Pa.B.A.R. 203(a)(3), Pennsylvania Rules of Court (West 1988) (emphasis added).

. Pa.B.A.R. 213 sets out the procedure for appealing an initial determination of the Board:

(a) General Rule. If, upon an initial review of an application filed under these rules and of any other related information available to the Board, the Secretary finds that the applicant does not appear to possess the fitness and general qualifications (other than scholastic) requisite for a member of the bar of the Commonwealth, the Secretary shall forthwith give the applicant notice of such finding in the manner prescribed by Board rule, and of the right of the applicant in the manner and within the time prescribed by Board rule to request a hearing before the Board.
(b) Hearing. Within 30 days after the receipt of the request of an applicant for a hearing under this rule the Board shall hold a hearing at which the applicant shall be present. The applicant may be represented by counsel at the hearing. The applicant and the Secretary may subpoena and examine witnesses and offer such evidence as may be necessary for the Board to make a final determination upon the application. At any such hearing the Secretary shall present in full the facts upon which the initial adverse finding was based and shall make available to the applicant and his or her counsel for inspection such portion of the record of the applicant bearing upon the issues before the Board as does not constitute confidential information or work product of the Secretary. If requested by the applicant, a stenographic or other verbatim record shall be made of any such hearing, but hearings before the Board shall not be open to the public.

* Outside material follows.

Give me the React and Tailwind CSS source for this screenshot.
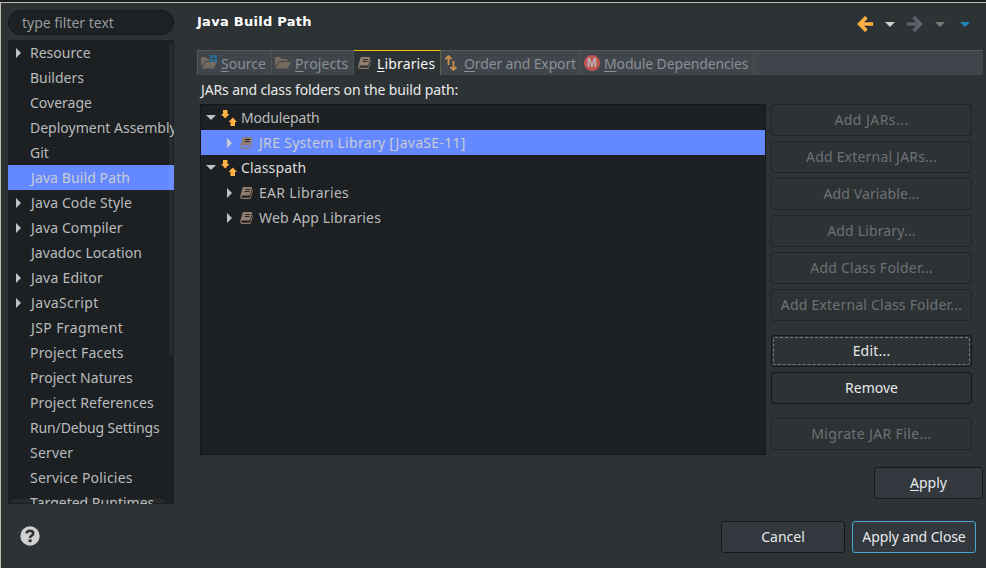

Pa.B.A.R. 213, Pennsylvania Rules of Court (West 1988) (emphasis added).

. The eight-week delay in returning the requested information undoubtedly made plaintiff’s situation more time critical. In addition there were undoubtedly administrative demands on Defendant Law Examiners in July. Nevertheless, we note with some concern that Defendant Law Examiners’ alleged representations to plaintiff as to the scheduling of his hearing did not comply with the thirty-day delay permitted by Pa.B.A.R. 213.

. Plaintiff’s motion for a temporary restraining order contained the following explanation of the circumstances surrounding his outstanding loan obligations.

Plaintiff's outstanding debts are the result of the failure of the U.S. Merit Systems Protection Board to render a final decision in an appeal of plaintiff’s separation from employment for which an initial decision favorable to plaintiff was rendered on December 19, 1986, or, alternatively, the failure of the federal government to pay to plaintiff the disability retirement annuity which it claims is due plaintiff based on the August 29, 1986 separation due to "disability retirement.”

Motion at ¶ 30.

. Plaintiff’s complaint was docketed on August 6, 1990, after this court granted plaintiff leave to proceed in forma pauperis.

. Plaintiff did not name in his complaint the parties from whom he sought monetary damages, and in the course of a November 7, 1990, telephone conference on the record, plaintiff relinquished his claim for damages. (Conference Transcript at 6.)

. After service of the summons and complaint upon Defendant Law Examiners, they had twenty days within which to serve an answer or a motion raising preliminary defenses. Fed.R. Civ.P. 12(a). The parties stipulated to the service of the original complaint on July 18, 1990. Plaintiff served an amended complaint upon Defendant Law Examiners on August 9, 1990. Defendant Law Examiners never served nor filed a responsive pleading to either complaint. Furthermore, Defendant Law Examiners never petitioned the court for an extension of time in which to serve responsive pleadings or motions. Nevertheless, Defendant Law Examiners filed a motion to dismiss on September 11, 1990, thirty-three days after receipt of the amended complaint. Even assuming Defendant Law Examiners did not receive the court's order reinstating the case until August 16, they were still late.

On September 24, 1990, plaintiff served and filed a motion to strike under Fed.R.Civ.P. 12(f). Under Local Rule 20, Defendant Law Examiners had ten days in which to respond to plaintiff’s motion. They responded on October 18, 1990, well after the deadline.

. On September 11, 1990, plaintiff had mailed Defendant Law Examiners a written request for a hearing. Defendant Law Examiners responded on October 4, 1990, with a hearing date of October 17.

On October 12, 1990, plaintiff again petitioned the court for a temporary restraining order. Plaintiff sought to compel Defendant Law Examiners to detail the procedures by which the hearing would be conducted and the basis on which they had previously concluded that plaintiff’s outstanding loans made him unfit for admission to the bar. Plaintiff's motion was denied without prejudice, when it was agreed by Defendant Law Examiners that this information would be produced at plaintiff's first hearing, and that subsequent hearings could be held if necessary.

. The court takes judicial notice of the Pennsylvania Board of Law Examiners’ November 19, 1990, press release listing plaintiff Kenneth A. Greene among those applicants who passed the bar examination.